Pay to Play Is Here to Stay. The Supreme Court of the United States recently declined to review a case involving one of the federal pay-to-play rules. Although these rules are not applicable to most non-financial services contractors, the fact is that courts have upheld pay-to-play laws time and time again. Such laws, then, which at the state and local level preclude government contracts when the contractor, its PAC, officers, directors, or certain employees (or even family members) make certain types of contributions, are here to stay and will only continue to multiply. The provisions vary widely by jurisdiction (such as New Jersey, Illinois, and Connecticut), but they are at the intersection of the First Amendment and government contracts. In order to develop state and local government business with confidence, your contracting firm must establish and maintain a political contribution preclearance program to intercept and avoid any impermissible contributions, and to accurately certify compliance and report as required. Nobody likes the government interfering in fundraising and the campaign finance space, but, given that a successful challenge to pay-to-play rules is less and less likely, staying ahead of the curve with a rigorous compliance program is the only option.

The Contractor Must Provide Guidance When an Executive Fundraises. At the federal level and in many states (especially those with pay-to-play laws), corporate contributions are prohibited. This includes a corporate subsidy of political fundraising organized by an executive. Nonetheless, executives often want to be politically active and fundraise for candidates or act in a campaign’s kitchen cabinet. Absent pay-to-play laws, this is usually permissible, but the employing contractor must ensure that the executive follows the applicable campaign finance/pay-to-play rules and avoids any activity that could give rise to an impermissible corporate in-kind contribution. This includes the use of company client lists, the use of administrative assistant time, charging travel costs to the company, etc. Executives should be briefed on the required rules for their voluntary political activity, and legal and compliance oversight should ensure that the guidelines are followed. Note, in the jurisdiction where there are pay-to-play laws, fundraising by executives may be prohibited. 
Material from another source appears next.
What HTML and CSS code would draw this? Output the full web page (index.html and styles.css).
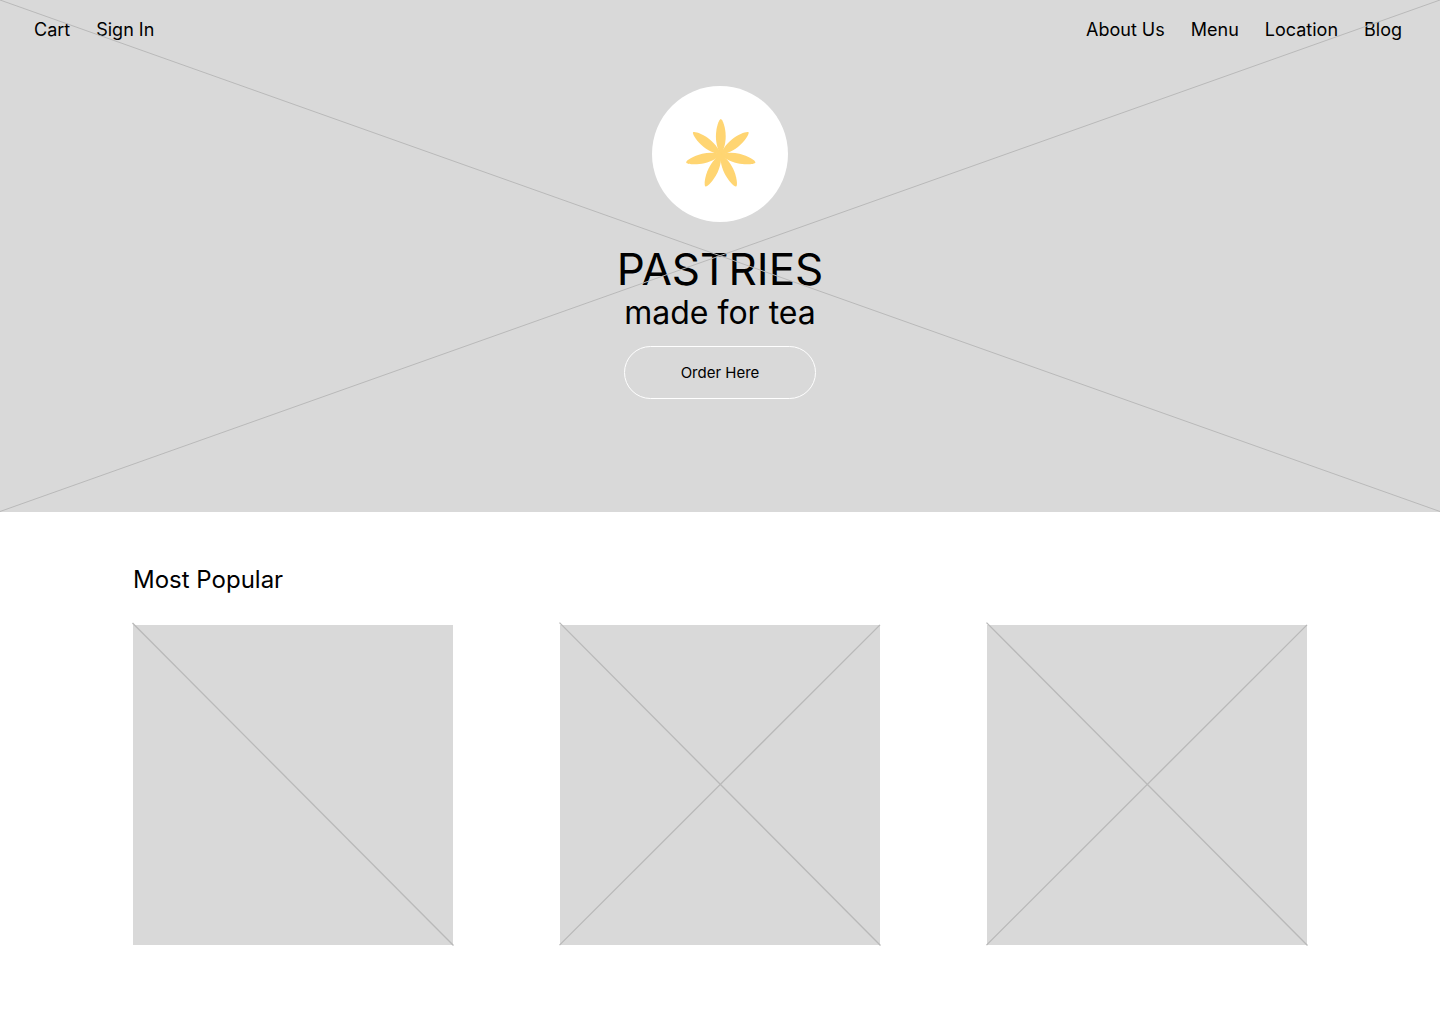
FILE: index.html
```html
<!DOCTYPE html>
<html lang="en">
<head>
  <meta charset="utf-8">
  <meta name="viewport" content="width=device-width, initial-scale=1">
  <title>Pastries made for tea</title>
  <link rel="stylesheet" href="styles.css">
</head>
<body>
  <header class="hero">
    <nav class="nav" aria-label="Main">
      <div class="nav-group">
        <a href="#cart">Cart</a>
        <a href="#sign-in">Sign In</a>
      </div>
      <div class="nav-group">
        <a href="#about">About Us</a>
        <a href="#menu">Menu</a>
        <a href="#location">Location</a>
        <a href="#blog">Blog</a>
      </div>
    </nav>
    <div class="intro">
      <div class="logo">
        <svg viewBox="-68 -68 136 136" aria-hidden="true">
          <defs>
            <path id="petal" d="M0 1C-2.200-3-4.900-10-4.900-18C-4.900-27-1.800-35.500 0-35.500C1.800-35.500 4.900-27 4.900-18C4.900-10 2.200-3 0 1Z"/>
          </defs>
          <g class="flower" transform="translate(.8 .5)">
            <use href="#petal"/>
            <use href="#petal" transform="rotate(51.43)"/>
            <use href="#petal" transform="rotate(102.86)"/>
            <use href="#petal" transform="rotate(154.29)"/>
            <use href="#petal" transform="rotate(205.71)"/>
            <use href="#petal" transform="rotate(257.14)"/>
            <use href="#petal" transform="rotate(308.57)"/>
          </g>
        </svg>
      </div>
      <h1 class="title">PASTRIES</h1>
      <p class="tagline">made for tea</p>
      <button class="order" type="button">Order Here</button>
    </div>
    <svg class="cross" viewBox="0 0 1440 512" preserveAspectRatio="none" aria-hidden="true">
      <path d="M0 0L1440 511.500M0 511.500L1440 0"/>
    </svg>
  </header>
  <main class="popular">
    <h2 class="heading">Most Popular</h2>
    <div class="cards">
      <div class="card">
        <svg class="cross" viewBox="0 0 320 320" aria-hidden="true"><path stroke-width="1.330" d="M-.5-2L320.500 320.500"/></svg>
      </div>
      <div class="card">
        <svg class="cross" viewBox="0 0 320 320" aria-hidden="true"><path stroke-width="1.330" d="M-.5-2.400L320.500 320.500M-.5 320.100L320-.1"/></svg>
      </div>
      <div class="card">
        <svg class="cross" viewBox="0 0 320 320" aria-hidden="true"><path stroke-width="1.330" d="M-.5-2.400L320.500 320.500M-.5 320.100L320-.1"/></svg>
      </div>
    </div>
  </main>
</body>
</html>
```
FILE: styles.css
```css
* {
  box-sizing: border-box;
}

body {
  margin: 0;
  background: #fff;
  color: #000;
  font-family: Inter, "Liberation Sans", sans-serif;
}

.hero {
  position: relative;
  min-height: 512px;
  background: #d9d9d9;
}

.nav {
  display: flex;
  justify-content: space-between;
  padding: 18px 38px 0 34px;
}

.nav-group {
  display: flex;
  gap: 26px;
}

.nav a {
  color: inherit;
  font-size: 18px;
  line-height: 24px;
  text-decoration: none;
}

.intro {
  display: flex;
  flex-direction: column;
  align-items: center;
  padding-top: 44px;
}

.logo {
  width: 136px;
  height: 136px;
  margin-bottom: 20px;
  border-radius: 50%;
  background: #fff;
}

.logo svg {
  display: block;
}

.flower {
  fill: #ffd572;
}

.title,
.tagline,
.heading {
  margin: 0;
  font-weight: 400;
}

.title {
  font-size: 44px;
  line-height: 54px;
}

.tagline {
  font-size: 32px;
  line-height: 34px;
}

.order {
  width: 192px;
  height: 53px;
  margin-top: 16px;
  border: 1px solid #fff;
  border-radius: 27px;
  background: transparent;
  color: inherit;
  font: inherit;
  font-size: 15px;
  cursor: pointer;
}

.cross {
  position: absolute;
  inset: 0;
  width: 100%;
  height: 100%;
  overflow: visible;
  fill: none;
  stroke: #b9b9b9;
  pointer-events: none;
}

.popular {
  max-width: 1440px;
  margin: 0 auto;
  padding: 52px 133px;
}

.heading {
  font-size: 24px;
  line-height: 32px;
}

.cards {
  display: grid;
  grid-template-columns: repeat(3, 1fr);
  gap: 107px;
  margin-top: 29px;
}

.card {
  position: relative;
  aspect-ratio: 1;
  background: #d9d9d9;
}
```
The Ban on Federal Contributions by Federal Contractors Includes Super PACs Too. Federal law prohibits corporate contributions to federal candidates and committees. Federal law also prohibits contributions by federal contractors, regardless of whether the contractors are corporate in nature. The symmetry between these laws was broken when the Supreme Court in Citizens United permitted corporations to make unlimited independent expenditures and the D.C. Circuit permitted the creation of independent-expenditure (IE) only political committees (or super PACs) to receive unlimited contributions for IEs. Regular corporations may contribute to super PACs, but federal contractors, given the additional statutory restrictions, may not. The Federal Election Commission over the past few years has handed out several civil penalties for violations of this restriction, so this rule is important to keep in mind. (Similar rules apply to state and local contractors in various jurisdictions.)

Political Costs Are Unallowable. It cannot be stressed enough that political costs, like lobbying costs, are unallowable and may not be charged to the government. Contractors must be meticulous in ensuring that the administrative costs of their PACs and any costs, such as travel, related to handing out PAC or corporate contribution checks are not included in an indirect overhead or G&A pool that is allocated to a government contract. For those who use time cards, employees must be properly trained to charge political and lobbying time to unallowable charge codes. For tax purposes, political costs are also nondeductible.

There Are Permissible Ways for Candidates and Officeholders to Visit Your Business Site in Election Years. Most contractors welcome a visit by members of Congress to their business sites. In-state and in-district members of Congress are very happy to make such visits, especially in election years. The big problem in election years, however, is how to avoid such a visit becoming an impermissible corporate contribution. The good news is that the treatment of such a visit will depend on the timing of the event, the audience for the event (all employees, executives only, the public), and the content of the discussion. There are site visits that can definitely occur up until Election Day without any impermissible corporate contribution or, even worse, the reciprocity obligation with respect to other candidates in the race. Of course, without proper guidance, such an event can bring about federal violations and problems for a preferred candidate.